For the past few seasons, we've seen Jane Lynch's Sue Sylvester successfully—and not so successfully—try to take down McKinley High and its obnoxious glee club. And as much as we love her cunningly hilarious schemes and countless jabs at Matthew Morrison's curly locks, we have to admit: The charade is getting a bit old.
And since the show is seemingly going to get a complete reboot come season four, why shouldn't America's favorite tracksuit-clad villainess get transformed, as well?

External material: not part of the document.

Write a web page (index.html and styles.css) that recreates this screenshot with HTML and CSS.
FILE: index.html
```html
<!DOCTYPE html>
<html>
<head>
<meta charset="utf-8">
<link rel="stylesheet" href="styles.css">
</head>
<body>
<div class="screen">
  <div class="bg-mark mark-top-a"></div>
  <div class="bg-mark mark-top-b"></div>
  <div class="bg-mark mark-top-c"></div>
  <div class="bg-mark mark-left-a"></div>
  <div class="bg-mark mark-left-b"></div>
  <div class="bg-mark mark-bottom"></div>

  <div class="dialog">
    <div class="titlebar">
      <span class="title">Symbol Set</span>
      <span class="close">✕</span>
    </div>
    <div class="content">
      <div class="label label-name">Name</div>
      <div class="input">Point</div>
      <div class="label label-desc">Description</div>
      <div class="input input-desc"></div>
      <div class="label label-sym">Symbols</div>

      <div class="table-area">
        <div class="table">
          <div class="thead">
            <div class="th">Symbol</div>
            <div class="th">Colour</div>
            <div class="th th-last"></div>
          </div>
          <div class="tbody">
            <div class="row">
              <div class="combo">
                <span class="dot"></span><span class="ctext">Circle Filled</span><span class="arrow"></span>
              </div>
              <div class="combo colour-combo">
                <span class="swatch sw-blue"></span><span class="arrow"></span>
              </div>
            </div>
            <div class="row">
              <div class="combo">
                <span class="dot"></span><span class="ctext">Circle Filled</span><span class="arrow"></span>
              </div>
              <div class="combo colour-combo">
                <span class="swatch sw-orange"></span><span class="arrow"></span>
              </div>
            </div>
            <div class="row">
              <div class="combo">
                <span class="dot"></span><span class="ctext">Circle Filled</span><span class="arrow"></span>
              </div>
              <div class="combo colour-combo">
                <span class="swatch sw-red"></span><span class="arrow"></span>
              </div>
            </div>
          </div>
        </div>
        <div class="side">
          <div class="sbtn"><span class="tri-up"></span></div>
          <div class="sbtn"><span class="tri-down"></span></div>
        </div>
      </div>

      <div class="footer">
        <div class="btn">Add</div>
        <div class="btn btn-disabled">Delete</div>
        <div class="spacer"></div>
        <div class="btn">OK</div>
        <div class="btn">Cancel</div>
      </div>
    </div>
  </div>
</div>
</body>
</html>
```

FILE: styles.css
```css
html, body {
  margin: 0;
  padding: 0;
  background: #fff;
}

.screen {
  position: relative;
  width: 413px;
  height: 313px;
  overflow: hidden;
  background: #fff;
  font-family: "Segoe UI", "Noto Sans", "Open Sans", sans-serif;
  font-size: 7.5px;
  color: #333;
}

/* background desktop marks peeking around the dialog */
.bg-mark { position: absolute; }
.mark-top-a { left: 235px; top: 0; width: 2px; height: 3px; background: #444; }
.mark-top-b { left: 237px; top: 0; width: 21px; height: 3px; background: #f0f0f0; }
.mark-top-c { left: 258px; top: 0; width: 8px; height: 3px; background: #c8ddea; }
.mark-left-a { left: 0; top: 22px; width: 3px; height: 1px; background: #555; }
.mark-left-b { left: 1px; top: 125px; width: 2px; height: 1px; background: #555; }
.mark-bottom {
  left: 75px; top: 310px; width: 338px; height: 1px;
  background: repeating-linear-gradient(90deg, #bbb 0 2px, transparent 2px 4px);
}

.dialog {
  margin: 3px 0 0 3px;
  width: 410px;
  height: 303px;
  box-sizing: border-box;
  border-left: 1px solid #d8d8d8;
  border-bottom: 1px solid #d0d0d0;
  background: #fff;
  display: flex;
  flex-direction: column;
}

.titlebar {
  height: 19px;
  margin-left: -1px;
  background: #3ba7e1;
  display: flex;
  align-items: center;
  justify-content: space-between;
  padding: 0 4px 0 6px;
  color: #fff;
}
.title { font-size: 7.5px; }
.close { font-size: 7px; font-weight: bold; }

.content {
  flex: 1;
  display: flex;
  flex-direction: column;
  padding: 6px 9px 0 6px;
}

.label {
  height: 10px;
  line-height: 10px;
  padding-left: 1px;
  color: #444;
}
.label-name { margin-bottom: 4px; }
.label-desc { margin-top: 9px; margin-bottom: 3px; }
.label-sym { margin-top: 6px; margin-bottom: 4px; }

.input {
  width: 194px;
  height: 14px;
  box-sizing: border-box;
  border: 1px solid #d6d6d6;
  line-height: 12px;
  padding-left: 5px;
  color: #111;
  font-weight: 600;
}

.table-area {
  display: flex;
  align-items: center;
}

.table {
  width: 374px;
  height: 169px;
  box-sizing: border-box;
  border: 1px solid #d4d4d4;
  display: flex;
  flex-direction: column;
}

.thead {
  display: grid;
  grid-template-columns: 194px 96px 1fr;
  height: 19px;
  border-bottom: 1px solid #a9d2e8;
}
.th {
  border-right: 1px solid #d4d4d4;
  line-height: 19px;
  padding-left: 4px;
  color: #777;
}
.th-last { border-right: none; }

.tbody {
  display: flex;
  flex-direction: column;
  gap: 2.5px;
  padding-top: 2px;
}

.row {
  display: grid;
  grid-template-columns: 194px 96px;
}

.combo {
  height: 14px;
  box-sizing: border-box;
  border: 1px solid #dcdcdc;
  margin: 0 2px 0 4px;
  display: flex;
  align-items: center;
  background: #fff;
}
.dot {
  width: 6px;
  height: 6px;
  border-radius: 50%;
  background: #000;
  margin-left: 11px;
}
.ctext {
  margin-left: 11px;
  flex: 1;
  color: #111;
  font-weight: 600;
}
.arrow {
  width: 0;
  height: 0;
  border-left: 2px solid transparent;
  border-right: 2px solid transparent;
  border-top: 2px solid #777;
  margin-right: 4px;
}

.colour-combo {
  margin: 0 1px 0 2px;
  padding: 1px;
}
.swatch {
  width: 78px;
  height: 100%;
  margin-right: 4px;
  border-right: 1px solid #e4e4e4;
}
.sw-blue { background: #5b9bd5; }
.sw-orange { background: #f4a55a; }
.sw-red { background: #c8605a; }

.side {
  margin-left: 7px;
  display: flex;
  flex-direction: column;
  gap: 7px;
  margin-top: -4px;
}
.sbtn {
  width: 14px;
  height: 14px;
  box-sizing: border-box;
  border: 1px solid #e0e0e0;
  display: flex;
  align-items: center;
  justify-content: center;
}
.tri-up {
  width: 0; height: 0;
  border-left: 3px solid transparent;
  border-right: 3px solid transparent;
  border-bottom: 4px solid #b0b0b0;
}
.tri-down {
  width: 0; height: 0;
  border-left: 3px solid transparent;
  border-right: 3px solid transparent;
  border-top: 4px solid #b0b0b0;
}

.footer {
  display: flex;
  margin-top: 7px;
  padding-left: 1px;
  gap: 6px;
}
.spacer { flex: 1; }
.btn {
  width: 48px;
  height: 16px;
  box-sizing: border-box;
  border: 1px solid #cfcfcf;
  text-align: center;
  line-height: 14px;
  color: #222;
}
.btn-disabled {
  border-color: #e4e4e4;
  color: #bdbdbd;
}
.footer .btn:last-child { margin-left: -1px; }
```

Here's what we're thinking:
Sue Gets Domesticated: Man, woman, we don't care. Just give Sue some action. And you know it's going to take someone really see her insisting to officiate her own wedding and Sue and Mr. Sue can move into the Lima equivalent of Wisteria Lane. Desperate Housewives 2.0? We're thinking, yes! And then, of course, comes the inevitable little pitter-patters of baby Sues! Where can you even get track suit onesies?
She Gets Therapy: Sue goes to the headshrinker, probably because it was court-ordered. And since the typical "talking cure" is probably not an option for Ms. Sylvester, the doc will have to resort to alternative measures. Hypnotherapy, perhaps? Or maybe she finds her center and becomes an expert yogi?

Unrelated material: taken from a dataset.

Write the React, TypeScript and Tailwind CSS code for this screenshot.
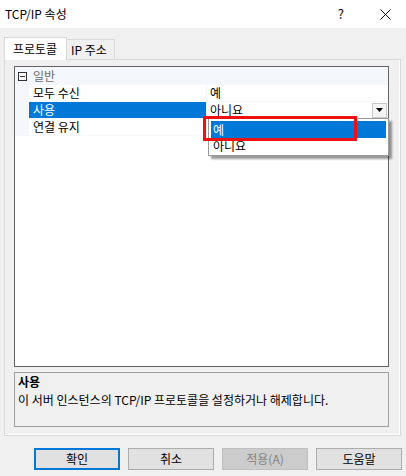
import React from "react";

const font = "font-['Noto_Sans_CJK_KR','Noto_Sans',sans-serif]";

const rows = [
  { name: "모두 수신", value: "예" },
  { name: "사용", value: "아니요", selected: true },
  { name: "연결 유지", value: "" },
];

const buttons = [
  { label: "확인", kind: "primary" },
  { label: "취소", kind: "normal" },
  { label: "적용(A)", kind: "disabled" },
  { label: "도움말", kind: "normal" },
];

export default function App() {
  return (
    <div className={`relative w-[406px] h-[476px] overflow-hidden bg-[#f0f0f0] text-[12px] text-black ${font}`}>
      {/* title bar */}
      <div className="flex items-center h-[28px] bg-white pl-[5px] pr-[15px]">
        <span className="leading-[16px]">TCP/IP 속성</span>
        <span className="ml-auto mr-[36px] text-[13px] leading-[16px]">?</span>
        <svg width="11" height="11" viewBox="0 0 11 11">
          <path d="M0.5 0.5 L10.5 10.5 M10.5 0.5 L0.5 10.5" stroke="#111" strokeWidth="1" />
        </svg>
      </div>

      <div className="px-[4px] pt-[8px]">
        {/* tabs */}
        <div className="flex items-end h-[23px]">
          <div className="relative z-10 -mb-px flex items-center h-[23px] w-[63px] pl-[8px] bg-white border border-b-0 border-[#d9d9d9]">
            <span className="leading-[16px]">프로토콜</span>
          </div>
          <div className="flex items-center h-[20px] w-[48px] pl-[4px] border border-l-0 border-b-0 border-[#d9d9d9]">
            <span className="leading-[16px]">IP 주소</span>
          </div>
        </div>

        {/* tab page */}
        <div className="w-[397px] h-[377px] border border-[#d9d9d9] bg-[#f0f0f0] shadow-[inset_-1px_-1px_0_#ffffff] pl-[9px] pt-[6px]">
          {/* property grid */}
          <div className="relative w-[375px] h-[301px] border border-[#646464] bg-white">
            <div className="flex items-center h-[18px] bg-[#f4f7fc]">
              <div className="flex items-center justify-center w-[14px]">
                <div className="relative w-[9px] h-[9px] border border-[#333] bg-white">
                  <div className="absolute left-[1px] top-[3px] w-[5px] h-px bg-[#333]" />
                </div>
              </div>
              <span className="ml-[4px] leading-[16px] text-[#6d6d6d]">일반</span>
            </div>
            {rows.map((r) => (
              <div key={r.name} className="flex h-[17px] border-b border-[#f4f7fc]">
                <div className="w-[14px] bg-[#f4f7fc]" />
                <div
                  className={`flex items-center w-[177px] pl-[4px] ${
                    r.selected ? "bg-[#0078d7] text-white" : ""
                  }`}
                >
                  <span className="leading-[16px]">{r.name}</span>
                </div>
                <div className="w-px bg-[#f4f7fc]" />
                <div className="flex items-center flex-1 pl-[3px] pr-[1px]">
                  <span className="leading-[16px]">{r.value}</span>
                  {r.selected && (
                    <div className="ml-auto flex items-center justify-center w-[15px] h-[15px] bg-[#f4f4f4] border border-[#c8c8c8]">
                      <svg width="7" height="4" viewBox="0 0 7 4">
                        <path d="M0 0 H7 L3.5 4 Z" fill="#000" />
                      </svg>
                    </div>
                  )}
                </div>
              </div>
            ))}

            {/* dropdown list */}
            <div className="absolute left-[193px] top-[51px] w-[181px] h-[38px] border border-[#9a9a9a] bg-white shadow-[3px_3px_2px_rgba(0,0,0,0.4)] p-[2px]">
              <div className="flex items-center h-[17px] pl-[2px] bg-[#0078d7] text-white">
                <span className="leading-[16px]">예</span>
              </div>
              <div className="flex items-center h-[15px] pl-[2px]">
                <span className="leading-[16px]">아니요</span>
              </div>
            </div>

            {/* highlight */}
            <div className="absolute left-[188px] top-[49px] w-[154px] h-[25px] border-[3px] border-[#ee1111]" />
          </div>

          {/* description */}
          <div className="mt-[5px] w-[375px] h-[55px] border border-[#a0a0a0] bg-[#f0f0f0] px-[3px] pt-[1px]">
            <div className="font-bold leading-[16px]">사용</div>
            <div className="mt-[2px] leading-[16px]">이 서버 인스턴스의 TCP/IP 프로토콜을 설정하거나 해제합니다.</div>
          </div>
        </div>

        {/* buttons */}
        <div className="flex justify-end gap-[8px] mt-[12px] pr-0">
          {buttons.map((b) => (
            <div
              key={b.label}
              className={`flex items-center justify-center w-[86px] h-[22px] ${
                b.kind === "primary"
                  ? "border-2 border-[#0078d7] bg-[#e1e1e1]"
                  : b.kind === "disabled"
                  ? "border border-[#bfbfbf] bg-[#cccccc] text-[#838383]"
                  : "border border-[#adadad] bg-[#e1e1e1]"
              }`}
            >
              <span className="leading-[16px]">{b.label}</span>
            </div>
          ))}
        </div>
      </div>
    </div>
  );
}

We're picturing some potentially hilarious interchanges between Sue and her therapist. A visit to a white, padded room may be necessary. This is could be the opp for Christopher Walken to appear on the show that Dianna Agron has been waiting for.

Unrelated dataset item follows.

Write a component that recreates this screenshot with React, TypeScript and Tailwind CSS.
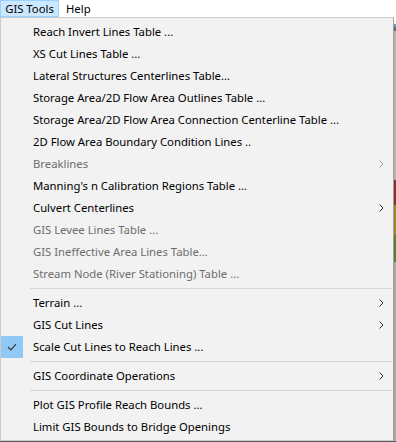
import React from 'react';

type Item =
  | { kind: 'sep' }
  | { kind: 'item'; label: string; disabled?: boolean; submenu?: boolean; checked?: boolean };

const items: Item[] = [
  { kind: 'item', label: 'Reach Invert Lines Table ...' },
  { kind: 'item', label: 'XS Cut Lines Table ...' },
  { kind: 'item', label: 'Lateral Structures Centerlines Table...' },
  { kind: 'item', label: 'Storage Area/2D Flow Area Outlines Table ...' },
  { kind: 'item', label: 'Storage Area/2D Flow Area Connection Centerline Table ...' },
  { kind: 'item', label: '2D Flow Area Boundary Condition Lines ..' },
  { kind: 'item', label: 'Breaklines', disabled: true, submenu: true },
  { kind: 'item', label: "Manning's n Calibration Regions Table ..." },
  { kind: 'item', label: 'Culvert Centerlines', submenu: true },
  { kind: 'item', label: 'GIS Levee Lines Table ...', disabled: true },
  { kind: 'item', label: 'GIS Ineffective Area Lines Table...', disabled: true },
  { kind: 'item', label: 'Stream Node (River Stationing) Table ...', disabled: true },
  { kind: 'sep' },
  { kind: 'item', label: 'Terrain ...', submenu: true },
  { kind: 'item', label: 'GIS Cut Lines', submenu: true },
  { kind: 'item', label: 'Scale Cut Lines to Reach Lines ...', checked: true },
  { kind: 'sep' },
  { kind: 'item', label: 'GIS Coordinate Operations', submenu: true },
  { kind: 'sep' },
  { kind: 'item', label: 'Plot GIS Profile Reach Bounds ...' },
  { kind: 'item', label: 'Limit GIS Bounds to Bridge Openings' },
];

const Chevron = ({ disabled }: { disabled?: boolean }) => (
  <svg width="5" height="8" viewBox="0 0 5 8" className="shrink-0">
    <path d="M0.5 0.5 L4 4 L0.5 7.5" fill="none" stroke={disabled ? '#a0a0a0' : '#333333'} strokeWidth="1" />
  </svg>
);

const Check = () => (
  <svg width="10" height="8" viewBox="0 0 10 8">
    <path d="M1 4 L3.8 6.8 L9 1.2" fill="none" stroke="#333333" strokeWidth="1.2" />
  </svg>
);

export default function App() {
  return (
    <div
      className="w-[396px] h-[442px] bg-white overflow-hidden relative text-[11.3px] text-black"
      style={{ fontFamily: '"Noto Sans", "Segoe UI", sans-serif' }}
    >
      {/* Menu bar */}
      <div className="h-[17px] flex items-stretch bg-white">
        <div className="w-[59px] bg-[#cce8ff] border border-[#99d1ff] flex items-center justify-center leading-none">GIS Tools</div>
        <div className="px-[7px] flex items-center leading-none">Help</div>
      </div>

      {/* Dropdown */}
      <div className="flex">
        <div className="w-[394px] h-[424px] bg-[#f2f2f2] border border-[#cccccc] border-r-[#a0a0a0] pt-[3px]">
          {items.map((it, i) =>
            it.kind === 'sep' ? (
              <div key={i} className="h-[7px] flex items-center pl-[29px] pr-[1px]">
                <div className="h-px w-full bg-[#d7d7d7]" />
              </div>
            ) : (
              <div key={i} className="h-[22px] flex items-center">
                <div className="w-[32px] h-full flex items-center">
                  {it.checked && (
                    <div className="w-[22px] h-[22px] bg-[#90c8f6] flex items-center justify-center">
                      <Check />
                    </div>
                  )}
                </div>
                <span className={`flex-1 whitespace-nowrap ${it.disabled ? 'text-[#6d6d6d]' : 'text-black'}`}>
                  {it.label}
                </span>
                <div className="w-[14px] flex items-center">{it.submenu && <Chevron disabled={it.disabled} />}</div>
              </div>
            )
          )}
        </div>
        {/* Map behind the menu */}
        <div className="flex-1 flex flex-col">
          <div className="h-[7px] bg-white" />
          <div className="h-[3px] bg-[#5fa3c4]" />
          <div className="h-[4px] bg-[#6a6a6a]" />
          <div className="h-[149px] bg-[#b4b4b4]" />
          <div className="h-[25px] bg-[#8b2f2a]" />
          <div className="h-[30px] bg-[#9a8a2c]" />
          <div className="h-[27px] bg-[#5f7d30]" />
          <div className="flex-1 bg-[#a8a8a8]" />
        </div>
      </div>
      <div className="h-px bg-[#555555]" />
    </div>
  );
}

Glamorization: We think Sue needs an "it" factor. And we realize that mixing Sue Sylvester and "glam" together seems like oil and water, but we've seen in movies like Another Cinderella Story that Jane can still be the queen of evil while wearing expensive duds. And it wouldn't just stop at her clothes, we're talking about a face lift, ass implants, boob job, the works. Ooh la la.
We know that Lea Michele's Rachel usually gets the big, over-the-top musical numbers, and it's about time Sue got a schnazzy stage solo. Plus, we're sure she'd jump at the chance to use her confetti cannons again.